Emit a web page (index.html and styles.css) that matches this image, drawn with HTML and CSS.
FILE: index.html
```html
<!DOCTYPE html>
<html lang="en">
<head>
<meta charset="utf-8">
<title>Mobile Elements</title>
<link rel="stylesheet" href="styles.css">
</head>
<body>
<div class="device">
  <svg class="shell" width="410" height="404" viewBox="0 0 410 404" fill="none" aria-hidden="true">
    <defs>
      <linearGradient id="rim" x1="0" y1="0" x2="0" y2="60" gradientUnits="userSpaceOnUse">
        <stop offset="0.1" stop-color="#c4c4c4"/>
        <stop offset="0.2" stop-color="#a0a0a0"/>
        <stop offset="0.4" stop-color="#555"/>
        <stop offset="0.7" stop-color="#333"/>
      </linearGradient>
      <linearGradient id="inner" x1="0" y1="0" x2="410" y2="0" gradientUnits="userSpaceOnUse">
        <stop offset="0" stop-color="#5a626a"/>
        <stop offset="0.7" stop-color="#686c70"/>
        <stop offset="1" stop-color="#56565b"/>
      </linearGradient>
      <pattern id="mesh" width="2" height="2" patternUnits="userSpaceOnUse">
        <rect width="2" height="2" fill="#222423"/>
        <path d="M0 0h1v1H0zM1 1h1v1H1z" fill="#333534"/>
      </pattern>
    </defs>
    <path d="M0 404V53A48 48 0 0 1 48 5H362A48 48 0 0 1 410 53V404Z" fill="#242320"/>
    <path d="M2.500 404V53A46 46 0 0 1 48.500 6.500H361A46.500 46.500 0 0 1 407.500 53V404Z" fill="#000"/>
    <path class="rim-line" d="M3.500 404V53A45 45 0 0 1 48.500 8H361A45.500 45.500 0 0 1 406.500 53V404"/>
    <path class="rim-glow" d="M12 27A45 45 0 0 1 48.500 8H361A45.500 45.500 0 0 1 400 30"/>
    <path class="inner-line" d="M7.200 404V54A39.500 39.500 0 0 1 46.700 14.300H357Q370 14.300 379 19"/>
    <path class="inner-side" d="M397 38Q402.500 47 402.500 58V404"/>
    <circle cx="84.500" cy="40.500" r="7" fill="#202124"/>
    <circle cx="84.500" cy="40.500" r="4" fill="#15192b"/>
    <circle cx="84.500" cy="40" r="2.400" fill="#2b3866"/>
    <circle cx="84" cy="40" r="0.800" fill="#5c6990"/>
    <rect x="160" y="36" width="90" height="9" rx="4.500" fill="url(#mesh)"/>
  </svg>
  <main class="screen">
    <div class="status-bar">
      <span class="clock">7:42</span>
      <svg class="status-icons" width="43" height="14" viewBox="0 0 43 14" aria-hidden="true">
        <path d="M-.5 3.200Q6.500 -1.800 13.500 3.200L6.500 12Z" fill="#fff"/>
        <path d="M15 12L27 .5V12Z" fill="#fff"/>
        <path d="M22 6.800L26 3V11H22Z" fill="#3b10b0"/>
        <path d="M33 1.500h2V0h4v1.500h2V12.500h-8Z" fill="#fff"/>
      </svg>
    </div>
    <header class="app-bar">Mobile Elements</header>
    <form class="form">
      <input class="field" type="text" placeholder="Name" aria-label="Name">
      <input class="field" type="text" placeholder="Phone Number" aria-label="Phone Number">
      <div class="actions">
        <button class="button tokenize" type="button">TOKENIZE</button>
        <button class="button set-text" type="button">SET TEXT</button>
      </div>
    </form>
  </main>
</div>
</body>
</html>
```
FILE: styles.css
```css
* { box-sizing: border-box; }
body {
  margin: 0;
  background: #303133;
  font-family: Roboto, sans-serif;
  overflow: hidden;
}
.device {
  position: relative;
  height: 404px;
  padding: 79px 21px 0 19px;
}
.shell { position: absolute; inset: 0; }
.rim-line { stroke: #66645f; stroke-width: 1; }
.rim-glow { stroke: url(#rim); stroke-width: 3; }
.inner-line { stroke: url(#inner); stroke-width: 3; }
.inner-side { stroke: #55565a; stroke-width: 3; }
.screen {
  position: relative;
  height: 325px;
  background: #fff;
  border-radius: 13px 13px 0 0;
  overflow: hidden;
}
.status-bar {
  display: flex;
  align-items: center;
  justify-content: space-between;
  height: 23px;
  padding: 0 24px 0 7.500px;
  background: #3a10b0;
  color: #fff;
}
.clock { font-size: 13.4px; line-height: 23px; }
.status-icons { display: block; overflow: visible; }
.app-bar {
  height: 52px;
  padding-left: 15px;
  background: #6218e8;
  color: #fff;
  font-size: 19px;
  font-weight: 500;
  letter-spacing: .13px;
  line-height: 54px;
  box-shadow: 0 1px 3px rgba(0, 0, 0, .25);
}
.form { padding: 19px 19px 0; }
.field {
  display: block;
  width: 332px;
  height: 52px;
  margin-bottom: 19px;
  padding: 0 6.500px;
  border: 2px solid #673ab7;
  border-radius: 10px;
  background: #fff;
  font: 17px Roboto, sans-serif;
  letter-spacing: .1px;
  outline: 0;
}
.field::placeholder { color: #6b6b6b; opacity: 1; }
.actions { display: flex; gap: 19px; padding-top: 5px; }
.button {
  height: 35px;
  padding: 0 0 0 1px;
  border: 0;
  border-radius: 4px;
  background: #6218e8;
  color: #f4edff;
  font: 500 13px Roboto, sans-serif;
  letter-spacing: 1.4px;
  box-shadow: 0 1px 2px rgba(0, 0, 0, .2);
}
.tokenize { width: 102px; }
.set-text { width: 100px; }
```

* * *

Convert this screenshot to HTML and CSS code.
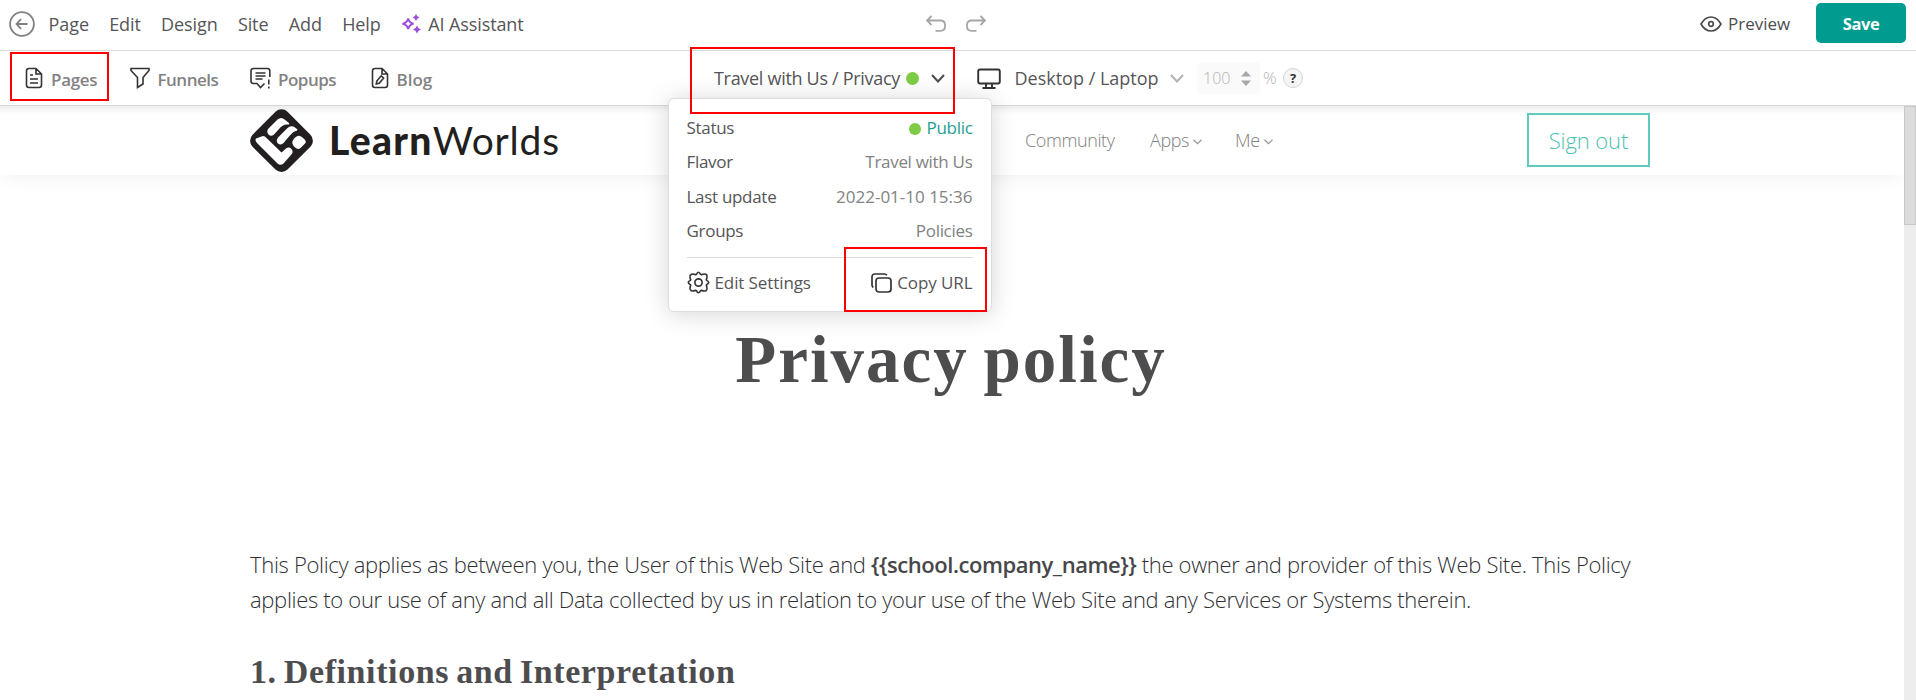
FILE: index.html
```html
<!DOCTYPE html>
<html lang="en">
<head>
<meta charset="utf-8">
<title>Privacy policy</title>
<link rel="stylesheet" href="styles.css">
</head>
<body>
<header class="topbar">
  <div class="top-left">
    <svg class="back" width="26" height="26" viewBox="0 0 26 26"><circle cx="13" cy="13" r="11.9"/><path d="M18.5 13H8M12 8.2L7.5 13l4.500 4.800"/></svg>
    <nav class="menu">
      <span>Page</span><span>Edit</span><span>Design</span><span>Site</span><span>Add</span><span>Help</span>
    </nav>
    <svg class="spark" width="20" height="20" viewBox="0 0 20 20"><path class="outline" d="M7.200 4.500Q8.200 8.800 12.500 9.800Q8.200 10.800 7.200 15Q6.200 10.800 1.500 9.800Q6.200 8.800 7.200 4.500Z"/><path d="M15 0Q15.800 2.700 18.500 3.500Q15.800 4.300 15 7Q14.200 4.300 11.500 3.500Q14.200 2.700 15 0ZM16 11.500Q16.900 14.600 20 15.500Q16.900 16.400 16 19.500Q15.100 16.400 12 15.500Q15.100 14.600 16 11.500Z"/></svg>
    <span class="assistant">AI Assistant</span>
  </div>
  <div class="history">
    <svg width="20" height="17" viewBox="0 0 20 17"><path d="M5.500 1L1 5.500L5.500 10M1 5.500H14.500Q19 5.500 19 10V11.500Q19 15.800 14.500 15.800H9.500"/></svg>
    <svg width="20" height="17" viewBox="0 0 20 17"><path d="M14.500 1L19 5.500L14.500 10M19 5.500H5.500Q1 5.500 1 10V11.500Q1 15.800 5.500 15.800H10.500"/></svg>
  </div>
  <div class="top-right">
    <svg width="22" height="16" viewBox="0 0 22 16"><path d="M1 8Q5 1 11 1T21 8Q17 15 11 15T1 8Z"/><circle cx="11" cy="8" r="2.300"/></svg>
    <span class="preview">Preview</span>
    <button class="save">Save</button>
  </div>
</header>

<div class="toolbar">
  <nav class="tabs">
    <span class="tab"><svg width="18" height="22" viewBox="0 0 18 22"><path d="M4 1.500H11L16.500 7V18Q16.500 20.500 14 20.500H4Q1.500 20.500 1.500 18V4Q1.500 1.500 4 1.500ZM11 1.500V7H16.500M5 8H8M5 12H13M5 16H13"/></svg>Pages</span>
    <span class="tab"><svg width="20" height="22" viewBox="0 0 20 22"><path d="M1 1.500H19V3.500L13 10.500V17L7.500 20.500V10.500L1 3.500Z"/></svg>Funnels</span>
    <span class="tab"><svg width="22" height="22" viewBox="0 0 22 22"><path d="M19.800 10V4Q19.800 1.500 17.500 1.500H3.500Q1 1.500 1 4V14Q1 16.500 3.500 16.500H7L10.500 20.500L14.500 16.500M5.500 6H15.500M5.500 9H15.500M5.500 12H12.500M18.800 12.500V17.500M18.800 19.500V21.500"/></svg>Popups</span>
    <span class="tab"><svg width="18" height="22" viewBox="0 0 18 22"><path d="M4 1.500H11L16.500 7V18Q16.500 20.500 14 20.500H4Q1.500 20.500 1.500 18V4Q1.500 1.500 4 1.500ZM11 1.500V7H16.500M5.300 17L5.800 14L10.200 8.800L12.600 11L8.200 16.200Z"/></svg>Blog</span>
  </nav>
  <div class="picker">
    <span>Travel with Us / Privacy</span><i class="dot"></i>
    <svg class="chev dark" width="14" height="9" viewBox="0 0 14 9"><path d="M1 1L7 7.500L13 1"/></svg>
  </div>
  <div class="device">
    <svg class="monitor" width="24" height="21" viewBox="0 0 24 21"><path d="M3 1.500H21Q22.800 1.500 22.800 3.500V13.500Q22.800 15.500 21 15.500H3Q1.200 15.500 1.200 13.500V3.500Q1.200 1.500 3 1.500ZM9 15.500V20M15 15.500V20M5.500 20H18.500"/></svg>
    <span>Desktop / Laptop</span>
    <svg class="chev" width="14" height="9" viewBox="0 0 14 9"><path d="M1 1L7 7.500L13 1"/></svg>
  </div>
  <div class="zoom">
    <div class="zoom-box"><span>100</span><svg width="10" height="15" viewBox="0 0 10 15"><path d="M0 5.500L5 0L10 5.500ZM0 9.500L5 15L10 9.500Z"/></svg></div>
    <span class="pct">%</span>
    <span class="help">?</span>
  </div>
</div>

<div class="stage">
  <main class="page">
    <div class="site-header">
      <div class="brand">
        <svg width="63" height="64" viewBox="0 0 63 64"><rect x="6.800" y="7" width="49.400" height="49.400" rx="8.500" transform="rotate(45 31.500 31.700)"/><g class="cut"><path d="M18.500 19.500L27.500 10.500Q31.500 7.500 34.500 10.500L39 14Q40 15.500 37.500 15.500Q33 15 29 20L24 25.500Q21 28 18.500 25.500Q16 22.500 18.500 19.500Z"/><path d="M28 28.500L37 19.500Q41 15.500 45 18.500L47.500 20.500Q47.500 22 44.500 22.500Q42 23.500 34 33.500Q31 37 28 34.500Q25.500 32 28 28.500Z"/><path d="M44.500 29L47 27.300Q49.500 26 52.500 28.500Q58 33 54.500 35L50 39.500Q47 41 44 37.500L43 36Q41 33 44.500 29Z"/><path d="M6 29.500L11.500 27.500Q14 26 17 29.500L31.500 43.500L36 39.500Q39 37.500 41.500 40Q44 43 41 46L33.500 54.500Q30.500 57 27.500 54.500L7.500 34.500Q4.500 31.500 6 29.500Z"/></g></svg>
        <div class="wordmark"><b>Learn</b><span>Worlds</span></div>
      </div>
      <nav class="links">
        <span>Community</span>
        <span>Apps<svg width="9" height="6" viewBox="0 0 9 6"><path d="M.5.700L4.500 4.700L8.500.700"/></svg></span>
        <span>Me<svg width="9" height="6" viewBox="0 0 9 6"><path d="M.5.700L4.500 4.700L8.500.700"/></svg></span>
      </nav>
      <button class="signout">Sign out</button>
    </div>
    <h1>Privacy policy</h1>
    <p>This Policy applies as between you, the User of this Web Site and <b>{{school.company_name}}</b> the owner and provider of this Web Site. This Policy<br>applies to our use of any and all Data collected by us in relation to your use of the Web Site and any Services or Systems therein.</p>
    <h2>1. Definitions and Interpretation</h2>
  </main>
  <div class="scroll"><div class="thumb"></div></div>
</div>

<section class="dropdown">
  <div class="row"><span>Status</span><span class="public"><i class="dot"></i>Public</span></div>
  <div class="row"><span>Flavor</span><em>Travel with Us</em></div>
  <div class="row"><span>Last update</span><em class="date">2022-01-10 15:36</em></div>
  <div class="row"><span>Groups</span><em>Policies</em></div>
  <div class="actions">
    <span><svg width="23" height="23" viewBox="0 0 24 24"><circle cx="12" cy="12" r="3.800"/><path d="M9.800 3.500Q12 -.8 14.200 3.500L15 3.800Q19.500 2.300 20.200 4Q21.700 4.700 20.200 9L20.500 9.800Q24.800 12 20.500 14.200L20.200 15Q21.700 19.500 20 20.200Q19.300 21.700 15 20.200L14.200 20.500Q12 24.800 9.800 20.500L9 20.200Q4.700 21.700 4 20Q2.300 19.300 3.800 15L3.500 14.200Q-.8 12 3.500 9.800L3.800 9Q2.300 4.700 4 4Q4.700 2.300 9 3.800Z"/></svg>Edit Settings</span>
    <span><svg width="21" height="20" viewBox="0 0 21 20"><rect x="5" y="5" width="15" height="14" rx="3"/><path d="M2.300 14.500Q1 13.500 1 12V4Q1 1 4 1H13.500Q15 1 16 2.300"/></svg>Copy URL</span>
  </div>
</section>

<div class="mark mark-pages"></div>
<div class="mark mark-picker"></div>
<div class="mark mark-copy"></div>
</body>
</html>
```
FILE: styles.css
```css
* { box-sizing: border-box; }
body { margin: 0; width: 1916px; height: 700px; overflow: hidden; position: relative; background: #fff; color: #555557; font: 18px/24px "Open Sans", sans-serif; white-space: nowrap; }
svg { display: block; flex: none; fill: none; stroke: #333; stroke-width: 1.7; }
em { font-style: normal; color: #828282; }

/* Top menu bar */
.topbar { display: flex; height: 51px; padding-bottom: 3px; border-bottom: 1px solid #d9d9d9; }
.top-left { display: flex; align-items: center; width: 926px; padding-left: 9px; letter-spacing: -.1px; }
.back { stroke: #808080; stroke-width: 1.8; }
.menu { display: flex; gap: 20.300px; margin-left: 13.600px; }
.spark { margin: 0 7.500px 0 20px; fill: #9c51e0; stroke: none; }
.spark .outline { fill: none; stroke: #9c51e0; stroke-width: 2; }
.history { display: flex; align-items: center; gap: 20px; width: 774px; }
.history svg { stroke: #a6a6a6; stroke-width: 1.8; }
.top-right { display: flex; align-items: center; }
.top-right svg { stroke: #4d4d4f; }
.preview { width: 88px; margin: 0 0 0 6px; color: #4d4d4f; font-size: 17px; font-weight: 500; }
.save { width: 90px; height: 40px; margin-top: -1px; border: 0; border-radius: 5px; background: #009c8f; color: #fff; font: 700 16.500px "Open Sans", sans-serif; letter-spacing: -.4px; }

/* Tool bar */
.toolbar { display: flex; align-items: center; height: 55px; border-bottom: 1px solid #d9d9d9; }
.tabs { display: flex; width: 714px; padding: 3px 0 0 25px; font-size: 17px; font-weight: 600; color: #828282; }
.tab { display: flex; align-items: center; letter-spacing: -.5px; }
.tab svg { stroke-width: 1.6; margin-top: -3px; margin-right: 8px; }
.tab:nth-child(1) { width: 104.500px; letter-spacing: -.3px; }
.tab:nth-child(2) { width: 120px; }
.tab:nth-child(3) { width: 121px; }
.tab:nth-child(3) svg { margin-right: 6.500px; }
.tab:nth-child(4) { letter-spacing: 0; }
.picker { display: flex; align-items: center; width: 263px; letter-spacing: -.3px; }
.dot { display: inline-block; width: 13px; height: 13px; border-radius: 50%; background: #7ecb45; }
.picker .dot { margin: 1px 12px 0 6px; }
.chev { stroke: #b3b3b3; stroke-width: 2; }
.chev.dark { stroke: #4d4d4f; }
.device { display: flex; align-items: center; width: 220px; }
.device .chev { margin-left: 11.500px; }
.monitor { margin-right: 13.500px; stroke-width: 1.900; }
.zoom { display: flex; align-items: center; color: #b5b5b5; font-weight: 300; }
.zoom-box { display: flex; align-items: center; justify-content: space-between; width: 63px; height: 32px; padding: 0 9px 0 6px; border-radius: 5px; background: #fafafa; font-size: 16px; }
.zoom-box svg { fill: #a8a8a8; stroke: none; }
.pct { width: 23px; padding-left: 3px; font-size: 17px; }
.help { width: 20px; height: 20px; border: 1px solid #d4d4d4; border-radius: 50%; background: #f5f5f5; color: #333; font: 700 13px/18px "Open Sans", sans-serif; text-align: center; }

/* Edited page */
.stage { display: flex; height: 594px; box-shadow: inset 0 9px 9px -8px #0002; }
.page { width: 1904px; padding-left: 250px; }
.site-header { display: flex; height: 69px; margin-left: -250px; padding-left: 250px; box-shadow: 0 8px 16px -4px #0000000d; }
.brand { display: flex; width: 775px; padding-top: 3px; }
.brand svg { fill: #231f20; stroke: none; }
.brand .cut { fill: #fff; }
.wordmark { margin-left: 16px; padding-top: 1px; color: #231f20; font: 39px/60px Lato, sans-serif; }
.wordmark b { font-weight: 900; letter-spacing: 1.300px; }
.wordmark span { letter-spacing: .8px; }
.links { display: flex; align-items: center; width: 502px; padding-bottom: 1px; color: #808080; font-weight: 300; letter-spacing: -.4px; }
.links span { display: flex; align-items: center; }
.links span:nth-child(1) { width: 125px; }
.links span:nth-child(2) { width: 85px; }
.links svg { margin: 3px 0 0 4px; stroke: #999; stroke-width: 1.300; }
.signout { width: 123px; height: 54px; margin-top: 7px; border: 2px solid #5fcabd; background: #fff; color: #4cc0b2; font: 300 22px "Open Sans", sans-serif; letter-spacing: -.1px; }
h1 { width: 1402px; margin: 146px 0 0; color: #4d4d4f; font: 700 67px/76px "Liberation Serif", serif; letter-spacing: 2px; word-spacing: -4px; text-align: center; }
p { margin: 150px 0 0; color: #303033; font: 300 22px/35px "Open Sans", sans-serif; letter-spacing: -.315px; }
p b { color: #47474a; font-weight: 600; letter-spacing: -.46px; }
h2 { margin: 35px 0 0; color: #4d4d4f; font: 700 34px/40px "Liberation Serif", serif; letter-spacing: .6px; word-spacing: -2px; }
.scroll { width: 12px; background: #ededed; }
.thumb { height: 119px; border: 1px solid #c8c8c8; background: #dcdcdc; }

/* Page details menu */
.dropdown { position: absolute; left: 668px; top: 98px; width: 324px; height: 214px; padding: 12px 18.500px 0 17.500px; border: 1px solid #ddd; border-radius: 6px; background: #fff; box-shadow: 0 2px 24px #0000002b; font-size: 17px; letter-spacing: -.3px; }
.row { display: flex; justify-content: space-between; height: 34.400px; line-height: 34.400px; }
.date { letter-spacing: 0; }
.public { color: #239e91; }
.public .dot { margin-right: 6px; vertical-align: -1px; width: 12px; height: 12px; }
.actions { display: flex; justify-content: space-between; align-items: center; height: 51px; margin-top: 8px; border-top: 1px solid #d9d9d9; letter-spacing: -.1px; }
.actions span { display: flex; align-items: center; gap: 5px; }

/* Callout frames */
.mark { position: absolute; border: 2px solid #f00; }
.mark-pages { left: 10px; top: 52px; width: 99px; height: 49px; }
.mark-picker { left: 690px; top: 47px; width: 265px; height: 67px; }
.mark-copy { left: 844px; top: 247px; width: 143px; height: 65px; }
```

Required work
Scan the listing above and identify each line holding the string "with"; copy every such line.

The completed task
Emit a web page (index.html and styles.css) that matches this image, drawn with HTML and CSS.
    <span>Travel with Us / Privacy</span><i class="dot"></i>
  <div class="row"><span>Flavor</span><em>Travel with Us</em></div>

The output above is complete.